Estava preso em Évora e vendi a minha casa em Lisboa e paguei-lhe, para já, 250 mil euros e vou pagar-lhe o restante.

  • Mas que a dívida total, que nunca refere o valor, apenas será paga após esclarecer com Santos Silva (com quem está proibido de contactar) se o valor do funeral do irmão António (no valor de 12000 euros e que foi pago pelo amigo empresário) entra na dívida.

“Eu não aceitei ser ajudado por um empresário. Aceitei ser ajudado por um amigo com quem tenho uma relação fraternal. Não por um empresário! As contas ainda não estão completamente saldadas. Mas tenho que falar com ele sobre o seguinte… O meu amigo Carlos Santos Silva aceitou pagar o funeral do meu irmão [António Pinto Sousa]. Eu preciso de saber se ponho isso, ou não, nas contas”

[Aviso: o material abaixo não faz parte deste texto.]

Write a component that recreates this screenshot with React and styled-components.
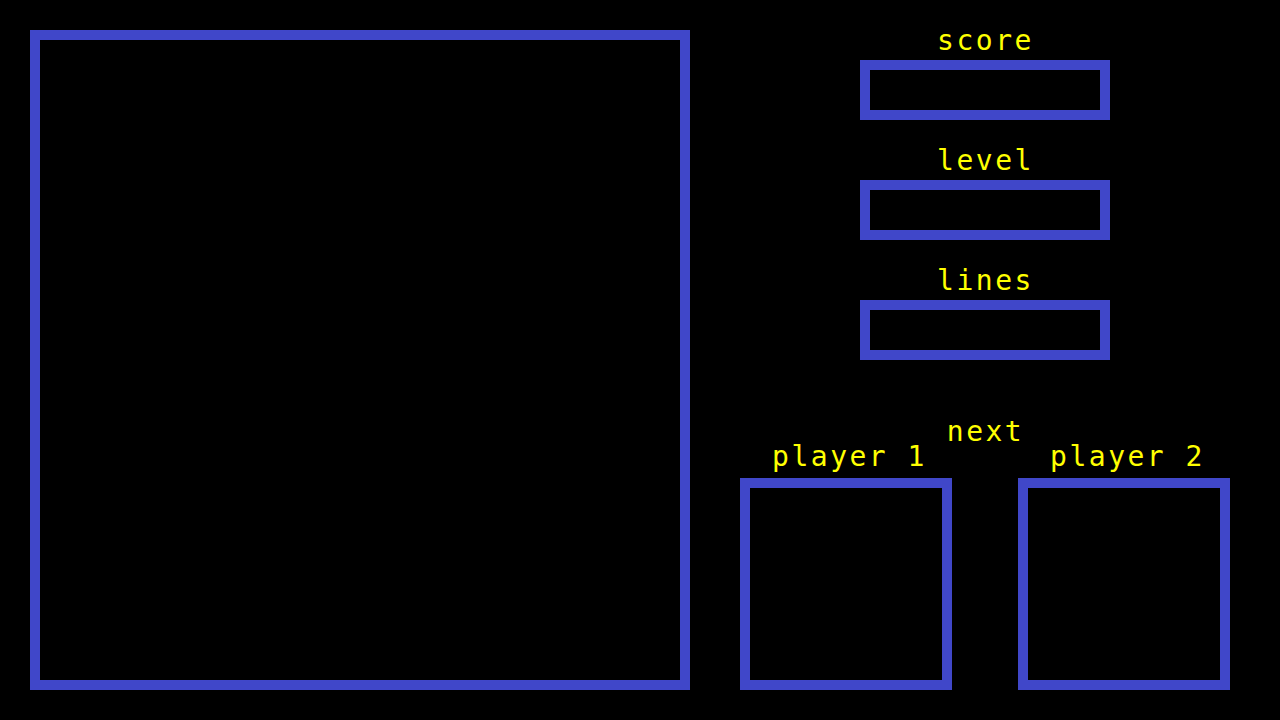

O que manteve Sócrates face a outras entrevistas? A vitimização que o caracteriza desde 1995.

Como é que explica a Operação Marquês? Da seguinte forma:

. “perseguição do Ministério Público”;

. “tenho a suspeita que este processo foi feito para prejudicar-me e que visa prejudicar o PS”;

. “o ódio pessoal que a direita tentou criar contra mim”;

. “o ódio que o Correio da Manhã tentou criar contra mim com as histórias sobre a casa de Paris e de ter uma vida faustosa em Paris”;

. “Isto é uma questão pavloviana. Não estou a ver outra motivação”.